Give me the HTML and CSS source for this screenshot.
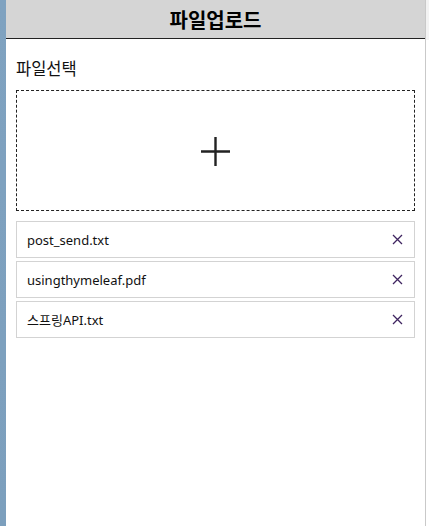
FILE: index.html
```html
<!DOCTYPE html>
<html lang="ko">
<head>
<meta charset="utf-8">
<title>파일업로드</title>
<link rel="stylesheet" href="styles.css">
</head>
<body>
<div class="layout">
  <div class="strip"></div>
  <div class="panel">
    <header class="header">파일업로드</header>
    <main class="content">
      <div class="label">파일선택</div>
      <div class="dropzone">
        <svg class="plus" width="31" height="31" viewBox="0 0 31 31"><path d="M15.5 1V30M1 15.5H30" stroke="#222" stroke-width="2.4" fill="none"/></svg>
      </div>
      <ul class="files">
        <li class="file"><span class="name">post_send.txt</span><svg class="x" width="11" height="11" viewBox="0 0 11 11"><path d="M1 1L10 10M10 1L1 10" stroke="#3f2460" stroke-width="1.3" fill="none"/></svg></li>
        <li class="file"><span class="name">usingthymeleaf.pdf</span><svg class="x" width="11" height="11" viewBox="0 0 11 11"><path d="M1 1L10 10M10 1L1 10" stroke="#3f2460" stroke-width="1.3" fill="none"/></svg></li>
        <li class="file"><span class="name">스프링API.txt</span><svg class="x" width="11" height="11" viewBox="0 0 11 11"><path d="M1 1L10 10M10 1L1 10" stroke="#3f2460" stroke-width="1.3" fill="none"/></svg></li>
      </ul>
    </main>
  </div>
  <div class="edge"></div>
</div>
</body>
</html>
```
FILE: styles.css
```css
html, body {
  margin: 0;
  padding: 0;
  height: 100%;
  background: #fff;
  font-family: "Noto Sans", "Noto Sans CJK KR", sans-serif;
  color: #111;
}
.layout {
  display: flex;
  height: 526px;
}
.strip {
  width: 6px;
  flex: none;
  background: linear-gradient(to bottom, #7fa2c0, #7c9fbd);
}
.panel {
  width: 419px;
  flex: none;
  border-right: 1px solid #c9c9c9;
  display: flex;
  flex-direction: column;
}
.edge {
  flex: 1;
  background: linear-gradient(to bottom, #f3f3f3 0, #f3f3f3 40px, #fff 40px);
}
.header {
  height: 38px;
  background: #d5d5d5;
  border-bottom: 1px solid #222;
  display: flex;
  align-items: center;
  justify-content: center;
  font-family: "Noto Sans CJK KR", sans-serif;
  font-weight: 700;
  font-size: 20px;
  color: #000;
}
.content {
  padding: 18px 10px 0 10px;
}
.label {
  font-family: "Noto Sans CJK KR", sans-serif;
  font-size: 16.5px;
  line-height: 22px;
  margin-bottom: 11px;
}
.dropzone {
  height: 119px;
  border: 1px dashed #222;
  display: flex;
  align-items: center;
  justify-content: center;
}
.plus {
  display: block;
  margin-top: 2px;
}
.files {
  list-style: none;
  margin: 10px 0 0 0;
  padding: 0;
  display: flex;
  flex-direction: column;
  gap: 3px;
}
.file {
  height: 35px;
  border: 1px solid #d3d3d3;
  display: flex;
  align-items: center;
  justify-content: space-between;
  padding: 0 11px 0 10px;
  font-size: 13px;
}
.name {
  font-family: "Noto Sans", "Noto Sans CJK KR", sans-serif;
  color: #111;
}
.x {
  display: block;
}
```
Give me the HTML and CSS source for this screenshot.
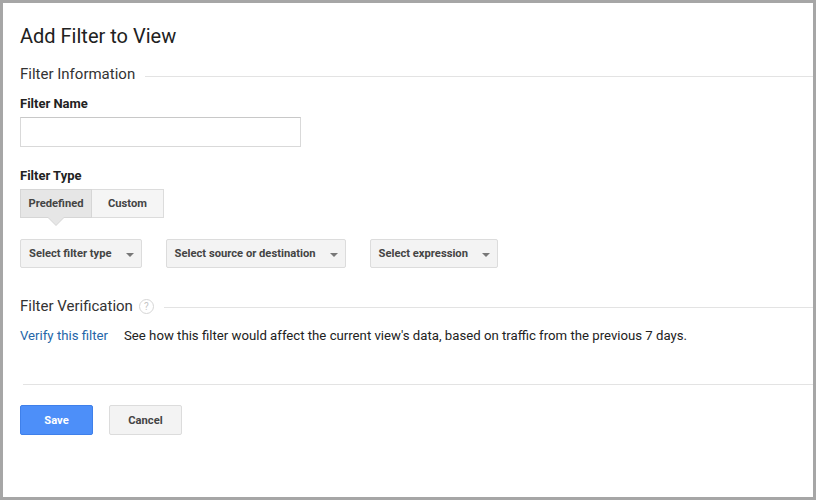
FILE: index.html
```html
<!DOCTYPE html>
<html lang="en">
<head>
<meta charset="UTF-8">
<title>Add Filter to View</title>
<link rel="stylesheet" href="styles.css">
</head>
<body>

<div class="frame">
  <h1 class="title">Add Filter to View</h1>

  <div class="section-head">
    <span>Filter Information</span>
    <span class="rule"></span>
  </div>

  <label class="field-label" for="filterName">Filter Name</label>
  <input class="text-input" id="filterName" type="text">

  <div class="field-label gap-top">Filter Type</div>
  <div class="toggle">
    <button class="toggle-btn selected">Predefined</button>
    <button class="toggle-btn">Custom</button>
  </div>

  <div class="select-row">
    <div class="select">Select filter type <span class="caret"></span></div>
    <div class="select">Select source or destination <span class="caret"></span></div>
    <div class="select">Select expression <span class="caret"></span></div>
  </div>

  <div class="section-head verify-head">
    <span>Filter Verification</span>
    <span class="help">?</span>
    <span class="rule"></span>
  </div>

  <div class="verify-row">
    <a class="link" href="#">Verify this filter</a>
    <span>See how this filter would affect the current view's data, based on traffic from the previous 7 days.</span>
  </div>

  <div class="divider"></div>

  <div class="actions">
    <button class="btn btn-primary">Save</button>
    <button class="btn">Cancel</button>
  </div>
</div>

</body>
</html>
```

FILE: styles.css
```css
html, body {
  margin: 0;
  padding: 0;
}
body {
  font-family: Roboto, "Liberation Sans", Arial, sans-serif;
  color: #222;
  background-color: #fff;
}
.frame {
  height: 500px;
  box-sizing: border-box;
  border: 3px solid #a6a6a6;
  padding: 21px 0 0 17px;
}
.title {
  margin: 0;
  font-size: 20px;
  line-height: 24px;
  font-weight: 400;
  color: #212121;
}
.section-head {
  display: flex;
  align-items: flex-start;
  margin-top: 16px;
  font-size: 15px;
  line-height: 20px;
  color: #333;
}
.section-head .rule {
  flex: 1;
  height: 1px;
  margin: 12px 0 0 10px;
  background-color: #e3e3e3;
}
.verify-head {
  margin-top: 28px;
}
.verify-head .rule {
  margin-top: 11px;
}
.help {
  width: 13px;
  height: 13px;
  margin: 3px 0 0 6px;
  border: 1px solid #d6d6d6;
  border-radius: 50%;
  font-size: 10px;
  line-height: 13px;
  text-align: center;
  color: #c4c4c4;
}
.field-label {
  display: block;
  margin-top: 12px;
  font-size: 13px;
  line-height: 16px;
  font-weight: bold;
  color: #222;
}
.gap-top {
  margin-top: 21px;
}
.text-input {
  display: block;
  margin-top: 5px;
  width: 281px;
  height: 30px;
  box-sizing: border-box;
  border: 1px solid #d9d9d9;
  border-top-color: #c8c8c8;
  font-family: inherit;
  font-size: 13px;
}
.toggle {
  display: flex;
  margin-top: 5px;
}
.toggle-btn {
  position: relative;
  width: 72px;
  height: 29px;
  padding: 0;
  border: 1px solid #dcdcdc;
  background-color: #f5f5f5;
  font-family: inherit;
  font-size: 11.2px;
  font-weight: bold;
  color: #444;
}
.toggle-btn + .toggle-btn {
  border-left: none;
}
.toggle-btn.selected {
  background-color: #e6e6e6;
  border-color: #d6d6d6;
}
.toggle-btn.selected::before,
.toggle-btn.selected::after {
  content: "";
  position: absolute;
  left: 50%;
  width: 0;
  height: 0;
  border-left: 8px solid transparent;
  border-right: 8px solid transparent;
}
.toggle-btn.selected::before {
  top: 28px;
  margin-left: -8px;
  border-top: 8px solid #d6d6d6;
}
.toggle-btn.selected::after {
  top: 27px;
  margin-left: -8px;
  border-top: 8px solid #e6e6e6;
}
.select-row {
  display: flex;
  gap: 24px;
  margin-top: 21px;
}
.select {
  display: flex;
  align-items: center;
  gap: 14px;
  height: 29px;
  box-sizing: border-box;
  padding: 0 7px 0 8px;
  border: 1px solid #dcdcdc;
  border-radius: 2px;
  background-color: #f3f3f3;
  font-size: 11.2px;
  font-weight: bold;
  color: #444;
}
.caret {
  width: 0;
  height: 0;
  border-left: 4px solid transparent;
  border-right: 4px solid transparent;
  border-top: 4px solid #777;
  margin-top: 2px;
}
.verify-row {
  display: flex;
  gap: 16px;
  margin-top: 12px;
  font-size: 13.2px;
  line-height: 16px;
  color: #222;
}
.link {
  color: #2566a8;
  text-decoration: none;
}
.divider {
  height: 1px;
  margin: 40px 0 0 3px;
  background-color: #e3e3e3;
}
.actions {
  display: flex;
  gap: 16px;
  margin-top: 20px;
}
.btn {
  width: 73px;
  height: 30px;
  padding: 0;
  border: 1px solid #dcdcdc;
  border-radius: 2px;
  background-color: #f3f3f3;
  font-family: inherit;
  font-size: 11.2px;
  font-weight: bold;
  color: #444;
}
.btn-primary {
  background-color: #4d8ff9;
  border-color: #3f80ea;
  color: #fff;
}
```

- - -

> **Your goal**: Locate all lines in the listing above with the word "this" and copy them.

> **The completed task**:
Give me the HTML and CSS source for this screenshot.
Give me the HTML and CSS source for this screenshot.
    <a class="link" href="#">Verify this filter</a>
    <span>See how this filter would affect the current view's data, based on traffic from the previous 7 days.</span>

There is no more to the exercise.